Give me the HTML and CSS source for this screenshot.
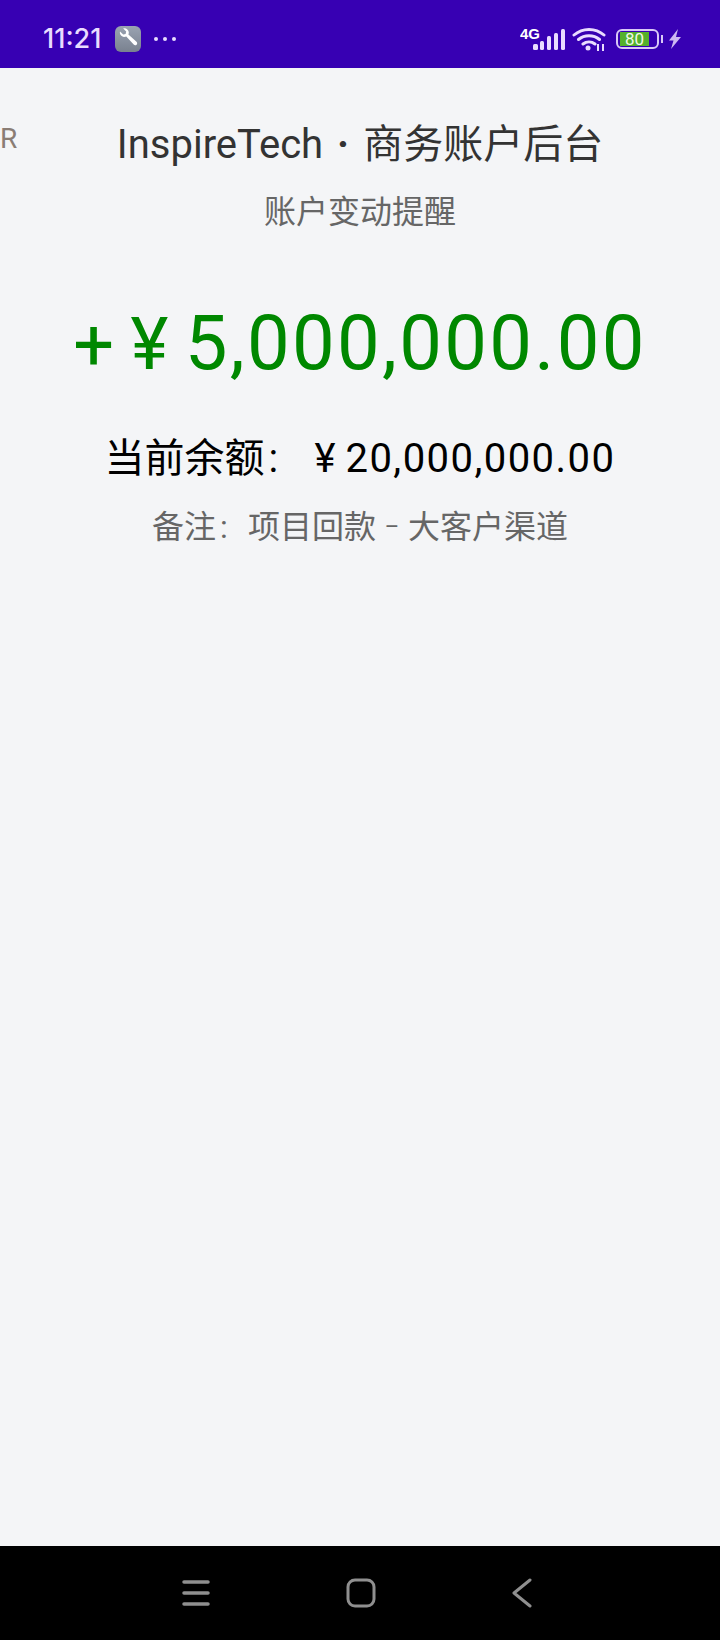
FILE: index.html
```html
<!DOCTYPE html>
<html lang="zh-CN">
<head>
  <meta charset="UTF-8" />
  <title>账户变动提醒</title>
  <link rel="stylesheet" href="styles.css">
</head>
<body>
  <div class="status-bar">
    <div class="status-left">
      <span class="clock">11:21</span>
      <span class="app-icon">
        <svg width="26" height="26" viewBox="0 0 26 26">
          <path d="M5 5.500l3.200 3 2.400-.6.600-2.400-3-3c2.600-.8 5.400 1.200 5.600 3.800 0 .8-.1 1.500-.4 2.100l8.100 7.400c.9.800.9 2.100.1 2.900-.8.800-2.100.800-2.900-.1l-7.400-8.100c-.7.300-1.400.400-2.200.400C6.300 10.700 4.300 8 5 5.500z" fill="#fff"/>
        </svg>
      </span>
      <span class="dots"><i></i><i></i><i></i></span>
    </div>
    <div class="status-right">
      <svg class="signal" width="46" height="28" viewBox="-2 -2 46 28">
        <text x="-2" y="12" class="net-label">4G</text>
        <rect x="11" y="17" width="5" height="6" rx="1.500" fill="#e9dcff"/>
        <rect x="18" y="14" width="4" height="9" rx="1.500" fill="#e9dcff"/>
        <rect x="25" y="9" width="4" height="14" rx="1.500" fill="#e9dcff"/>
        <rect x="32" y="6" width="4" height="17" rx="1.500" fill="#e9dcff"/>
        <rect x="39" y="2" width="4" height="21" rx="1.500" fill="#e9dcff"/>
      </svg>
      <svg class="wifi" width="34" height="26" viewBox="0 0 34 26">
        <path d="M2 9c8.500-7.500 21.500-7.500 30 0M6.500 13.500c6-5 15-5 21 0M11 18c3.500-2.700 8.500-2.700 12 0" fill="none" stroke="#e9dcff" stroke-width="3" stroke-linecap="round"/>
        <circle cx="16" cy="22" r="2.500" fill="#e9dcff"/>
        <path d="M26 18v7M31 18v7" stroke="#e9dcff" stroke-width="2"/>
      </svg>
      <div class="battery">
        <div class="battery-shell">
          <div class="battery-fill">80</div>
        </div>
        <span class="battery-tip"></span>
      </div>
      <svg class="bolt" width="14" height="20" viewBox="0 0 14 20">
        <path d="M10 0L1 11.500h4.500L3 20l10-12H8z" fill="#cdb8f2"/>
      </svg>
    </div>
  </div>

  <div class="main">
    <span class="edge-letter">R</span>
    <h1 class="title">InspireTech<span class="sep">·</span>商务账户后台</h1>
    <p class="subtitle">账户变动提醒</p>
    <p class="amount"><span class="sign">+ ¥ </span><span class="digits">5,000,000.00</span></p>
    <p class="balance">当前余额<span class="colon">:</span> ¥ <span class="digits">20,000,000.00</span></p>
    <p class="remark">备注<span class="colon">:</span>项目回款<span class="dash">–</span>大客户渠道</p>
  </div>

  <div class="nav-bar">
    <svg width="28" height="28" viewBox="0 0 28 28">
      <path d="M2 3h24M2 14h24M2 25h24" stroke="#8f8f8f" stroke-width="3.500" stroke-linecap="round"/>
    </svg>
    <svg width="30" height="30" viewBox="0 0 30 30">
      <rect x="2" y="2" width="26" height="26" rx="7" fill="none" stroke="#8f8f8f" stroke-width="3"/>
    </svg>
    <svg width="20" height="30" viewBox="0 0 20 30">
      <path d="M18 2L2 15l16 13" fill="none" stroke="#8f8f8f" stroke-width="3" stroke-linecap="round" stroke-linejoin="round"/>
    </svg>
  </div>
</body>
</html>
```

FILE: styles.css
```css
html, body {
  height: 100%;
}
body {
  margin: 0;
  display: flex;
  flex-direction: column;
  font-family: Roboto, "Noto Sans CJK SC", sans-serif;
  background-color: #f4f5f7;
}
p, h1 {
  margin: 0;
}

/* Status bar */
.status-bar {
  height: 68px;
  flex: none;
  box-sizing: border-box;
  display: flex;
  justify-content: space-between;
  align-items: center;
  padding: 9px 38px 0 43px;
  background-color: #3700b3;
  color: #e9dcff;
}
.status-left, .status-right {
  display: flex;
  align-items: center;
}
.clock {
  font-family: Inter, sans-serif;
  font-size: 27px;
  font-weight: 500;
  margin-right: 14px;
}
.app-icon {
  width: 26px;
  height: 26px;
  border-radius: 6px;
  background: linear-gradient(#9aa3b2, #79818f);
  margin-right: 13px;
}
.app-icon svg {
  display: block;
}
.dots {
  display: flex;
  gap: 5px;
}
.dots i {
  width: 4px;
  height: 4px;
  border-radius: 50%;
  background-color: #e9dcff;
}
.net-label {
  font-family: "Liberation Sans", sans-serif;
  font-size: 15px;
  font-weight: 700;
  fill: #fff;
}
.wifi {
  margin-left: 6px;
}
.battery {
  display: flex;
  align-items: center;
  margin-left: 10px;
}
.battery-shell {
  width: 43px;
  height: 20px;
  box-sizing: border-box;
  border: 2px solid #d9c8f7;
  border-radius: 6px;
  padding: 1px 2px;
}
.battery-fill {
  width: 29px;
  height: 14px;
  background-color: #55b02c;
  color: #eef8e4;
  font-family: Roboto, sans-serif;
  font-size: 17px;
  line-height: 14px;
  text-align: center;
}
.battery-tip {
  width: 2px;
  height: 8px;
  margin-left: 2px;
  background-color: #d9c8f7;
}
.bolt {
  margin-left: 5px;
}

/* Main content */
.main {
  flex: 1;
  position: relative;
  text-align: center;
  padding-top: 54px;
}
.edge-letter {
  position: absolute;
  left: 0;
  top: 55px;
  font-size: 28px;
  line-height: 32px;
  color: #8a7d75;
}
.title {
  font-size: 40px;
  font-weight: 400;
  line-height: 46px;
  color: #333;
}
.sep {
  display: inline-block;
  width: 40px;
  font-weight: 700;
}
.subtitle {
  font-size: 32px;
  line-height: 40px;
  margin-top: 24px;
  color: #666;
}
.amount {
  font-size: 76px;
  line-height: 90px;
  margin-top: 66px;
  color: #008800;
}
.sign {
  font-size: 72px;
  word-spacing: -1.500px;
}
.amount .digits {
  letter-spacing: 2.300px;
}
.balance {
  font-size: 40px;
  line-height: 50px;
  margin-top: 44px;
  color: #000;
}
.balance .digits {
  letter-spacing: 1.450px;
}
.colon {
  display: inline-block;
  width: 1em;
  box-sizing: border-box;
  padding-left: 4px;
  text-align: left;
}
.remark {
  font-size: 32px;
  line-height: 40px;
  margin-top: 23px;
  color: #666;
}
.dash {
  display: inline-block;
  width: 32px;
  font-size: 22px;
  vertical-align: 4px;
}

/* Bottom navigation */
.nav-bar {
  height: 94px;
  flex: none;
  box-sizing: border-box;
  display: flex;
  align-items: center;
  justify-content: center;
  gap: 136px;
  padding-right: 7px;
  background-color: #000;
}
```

* * *

> **Exercise aim**
Quote the data exactly, leaving every image out of the copy.

> **Task result**
Give me the HTML and CSS source for this screenshot.
FILE: index.html
```html
<!DOCTYPE html>
<html lang="zh-CN">
<head>
  <meta charset="UTF-8" />
  <title>账户变动提醒</title>
  <link rel="stylesheet" href="styles.css">
</head>
<body>
  <div class="status-bar">
    <div class="status-left">
      <span class="clock">11:21</span>
      <span class="app-icon">
        <svg width="26" height="26" viewBox="0 0 26 26">
          <path d="M5 5.500l3.200 3 2.400-.6.600-2.400-3-3c2.600-.8 5.400 1.200 5.600 3.800 0 .8-.1 1.500-.4 2.100l8.100 7.400c.9.800.9 2.100.1 2.900-.8.800-2.100.800-2.900-.1l-7.400-8.100c-.7.300-1.400.400-2.200.400C6.300 10.700 4.300 8 5 5.500z" fill="#fff"/>
        </svg>
      </span>
      <span class="dots"><i></i><i></i><i></i></span>
    </div>
    <div class="status-right">
      <svg class="signal" width="46" height="28" viewBox="-2 -2 46 28">
        <text x="-2" y="12" class="net-label">4G</text>
        <rect x="11" y="17" width="5" height="6" rx="1.500" fill="#e9dcff"/>
        <rect x="18" y="14" width="4" height="9" rx="1.500" fill="#e9dcff"/>
        <rect x="25" y="9" width="4" height="14" rx="1.500" fill="#e9dcff"/>
        <rect x="32" y="6" width="4" height="17" rx="1.500" fill="#e9dcff"/>
        <rect x="39" y="2" width="4" height="21" rx="1.500" fill="#e9dcff"/>
      </svg>
      <svg class="wifi" width="34" height="26" viewBox="0 0 34 26">
        <path d="M2 9c8.500-7.500 21.500-7.500 30 0M6.500 13.500c6-5 15-5 21 0M11 18c3.500-2.700 8.500-2.700 12 0" fill="none" stroke="#e9dcff" stroke-width="3" stroke-linecap="round"/>
        <circle cx="16" cy="22" r="2.500" fill="#e9dcff"/>
        <path d="M26 18v7M31 18v7" stroke="#e9dcff" stroke-width="2"/>
      </svg>
      <div class="battery">
        <div class="battery-shell">
          <div class="battery-fill">80</div>
        </div>
        <span class="battery-tip"></span>
      </div>
      <svg class="bolt" width="14" height="20" viewBox="0 0 14 20">
        <path d="M10 0L1 11.500h4.500L3 20l10-12H8z" fill="#cdb8f2"/>
      </svg>
    </div>
  </div>

  <div class="main">
    <span class="edge-letter">R</span>
    <h1 class="title">InspireTech<span class="sep">·</span>商务账户后台</h1>
    <p class="subtitle">账户变动提醒</p>
    <p class="amount"><span class="sign">+ ¥ </span><span class="digits">5,000,000.00</span></p>
    <p class="balance">当前余额<span class="colon">:</span> ¥ <span class="digits">20,000,000.00</span></p>
    <p class="remark">备注<span class="colon">:</span>项目回款<span class="dash">–</span>大客户渠道</p>
  </div>

  <div class="nav-bar">
    <svg width="28" height="28" viewBox="0 0 28 28">
      <path d="M2 3h24M2 14h24M2 25h24" stroke="#8f8f8f" stroke-width="3.500" stroke-linecap="round"/>
    </svg>
    <svg width="30" height="30" viewBox="0 0 30 30">
      <rect x="2" y="2" width="26" height="26" rx="7" fill="none" stroke="#8f8f8f" stroke-width="3"/>
    </svg>
    <svg width="20" height="30" viewBox="0 0 20 30">
      <path d="M18 2L2 15l16 13" fill="none" stroke="#8f8f8f" stroke-width="3" stroke-linecap="round" stroke-linejoin="round"/>
    </svg>
  </div>
</body>
</html>
```

FILE: styles.css
```css
html, body {
  height: 100%;
}
body {
  margin: 0;
  display: flex;
  flex-direction: column;
  font-family: Roboto, "Noto Sans CJK SC", sans-serif;
  background-color: #f4f5f7;
}
p, h1 {
  margin: 0;
}

/* Status bar */
.status-bar {
  height: 68px;
  flex: none;
  box-sizing: border-box;
  display: flex;
  justify-content: space-between;
  align-items: center;
  padding: 9px 38px 0 43px;
  background-color: #3700b3;
  color: #e9dcff;
}
.status-left, .status-right {
  display: flex;
  align-items: center;
}
.clock {
  font-family: Inter, sans-serif;
  font-size: 27px;
  font-weight: 500;
  margin-right: 14px;
}
.app-icon {
  width: 26px;
  height: 26px;
  border-radius: 6px;
  background: linear-gradient(#9aa3b2, #79818f);
  margin-right: 13px;
}
.app-icon svg {
  display: block;
}
.dots {
  display: flex;
  gap: 5px;
}
.dots i {
  width: 4px;
  height: 4px;
  border-radius: 50%;
  background-color: #e9dcff;
}
.net-label {
  font-family: "Liberation Sans", sans-serif;
  font-size: 15px;
  font-weight: 700;
  fill: #fff;
}
.wifi {
  margin-left: 6px;
}
.battery {
  display: flex;
  align-items: center;
  margin-left: 10px;
}
.battery-shell {
  width: 43px;
  height: 20px;
  box-sizing: border-box;
  border: 2px solid #d9c8f7;
  border-radius: 6px;
  padding: 1px 2px;
}
.battery-fill {
  width: 29px;
  height: 14px;
  background-color: #55b02c;
  color: #eef8e4;
  font-family: Roboto, sans-serif;
  font-size: 17px;
  line-height: 14px;
  text-align: center;
}
.battery-tip {
  width: 2px;
  height: 8px;
  margin-left: 2px;
  background-color: #d9c8f7;
}
.bolt {
  margin-left: 5px;
}

/* Main content */
.main {
  flex: 1;
  position: relative;
  text-align: center;
  padding-top: 54px;
}
.edge-letter {
  position: absolute;
  left: 0;
  top: 55px;
  font-size: 28px;
  line-height: 32px;
  color: #8a7d75;
}
.title {
  font-size: 40px;
  font-weight: 400;
  line-height: 46px;
  color: #333;
}
.sep {
  display: inline-block;
  width: 40px;
  font-weight: 700;
}
.subtitle {
  font-size: 32px;
  line-height: 40px;
  margin-top: 24px;
  color: #666;
}
.amount {
  font-size: 76px;
  line-height: 90px;
  margin-top: 66px;
  color: #008800;
}
.sign {
  font-size: 72px;
  word-spacing: -1.500px;
}
.amount .digits {
  letter-spacing: 2.300px;
}
.balance {
  font-size: 40px;
  line-height: 50px;
  margin-top: 44px;
  color: #000;
}
.balance .digits {
  letter-spacing: 1.450px;
}
.colon {
  display: inline-block;
  width: 1em;
  box-sizing: border-box;
  padding-left: 4px;
  text-align: left;
}
.remark {
  font-size: 32px;
  line-height: 40px;
  margin-top: 23px;
  color: #666;
}
.dash {
  display: inline-block;
  width: 32px;
  font-size: 22px;
  vertical-align: 4px;
}

/* Bottom navigation */
.nav-bar {
  height: 94px;
  flex: none;
  box-sizing: border-box;
  display: flex;
  align-items: center;
  justify-content: center;
  gap: 136px;
  padding-right: 7px;
  background-color: #000;
}
```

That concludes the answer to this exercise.